Спор начался с «Писем о нигилизме», напечатанных Страховым в аксаковской «Руси». Письма эти не удовлетворили Толстого и даже раздражили его. И виден пункт разницы между Толстым и Страховым. Страхов судит нигилизм как историческое явление; судит его под впечатлением 1 марта. Толстой совсем не видит истории и даже не интересуется ею, а судит скорее не «нигилизм», а «нигилистов», — с точки зрения на «запросы души их», этих нигилистов, говоря, что они правы, отрицая всю теперешнюю действительность, этот мир форм и мундиров, мир внешности и официальности. Таким образом, спор между «друзьями» происходил в совершенно разной плоскости, и они никак не могли понять друг друга и сговориться. Здесь крайне характерно и высоко ценно письмо Страхова к Толстому от 25 мая 1881 года:
«Я думал, бесценный Лев Николаевич, что после напечатания моего третьего или четвертого „Письма о нигилизме“ вы скажете мне хоть в нескольких словах ваше мнение… Но стал я вспоминать наши разговоры прошлым летом, когда мы не соглашались… Написал я, конечно, очень дурно, потому что не выразил и сотой доли того, что хотел, а то, что выразил, сказал в сто раз холоднее, чем думал. Не хватило и, может быть, никогда уже не хватит прежней силы. Но тема меня увлекла. Этот мир я знаю давно, с 1845 года, когда стал ходить в университет. Петербургский люд с его складом ума и сердца и семинарский дух, подаривший нам Чернышевского, Антоновича, Добролюбова, Благосветлова, Елисеева и пр. — главных проповедников нигилизма, — все это я близко знаю, видел их развитие, следил за литературным движением, сам пускался на эту арену и прочее. Тридцать шесть лет я ищу в этих людях, в этом обществе, в этом движении мыслей и литературы — ищу настоящей мысли, настоящего чувства, настоящего дела — и не нахожу, и мое отвращение все усиливается, и меня берет скорбь и ужас, когда вижу, что в эти тридцать шесть лет только это растет, тридцать шесть лет только это может надеяться на будущность, а все другое глохнет и чахнет. Вы помните, какой отрадой были для меня вы, в какой восторг меня привела „Война и мир“. Но общий поток прошел мимо и вас, и вашей „Войны и мира“ — и все возрастал и усиливался.

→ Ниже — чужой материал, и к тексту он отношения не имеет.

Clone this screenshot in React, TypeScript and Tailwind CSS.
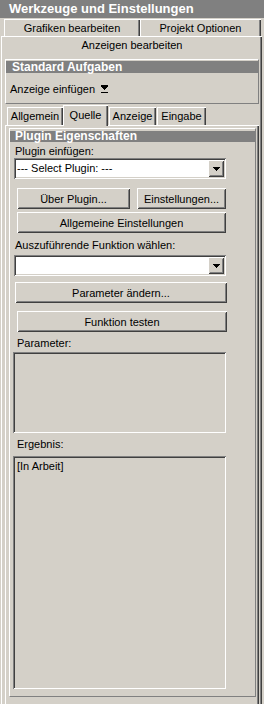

Если бы вы знали, что я чувствую тут, слушая нынешние речи и рассуждения, следя за чувствами и поведением милых моих петербуржцев! Одна уже привычка к болтовне, принимаемой за дело, одни уже непрерывные умничанья, не содержащие капли ума, могут привести в неистовство самого серьезного человека. А если у человека шевельнулось и серьезное чувство, то он готов будет и возненавидеть этих болтунов, говорящих с простодушнейшим видом самые отвратительные вещи. Конечно, хорошие, настоящие нигилисты в тысячу раз выше этого общества, но, к несчастию, они его плод, они приняли всерьез его бездушие и пустомельство и исполняют его программу. Я не могу равнодушно думать о той истории, которая совершается перед нами, об этом извращении сил и бесплодной гибели. Это похоже на то, как если бы человек сам себя резал ножом в куски или бился головой об стену, воображая, что творит какой-то подвиг, который принесет и всем и ему и славу и благополучие» (курсивы везде мои. — В.Р.).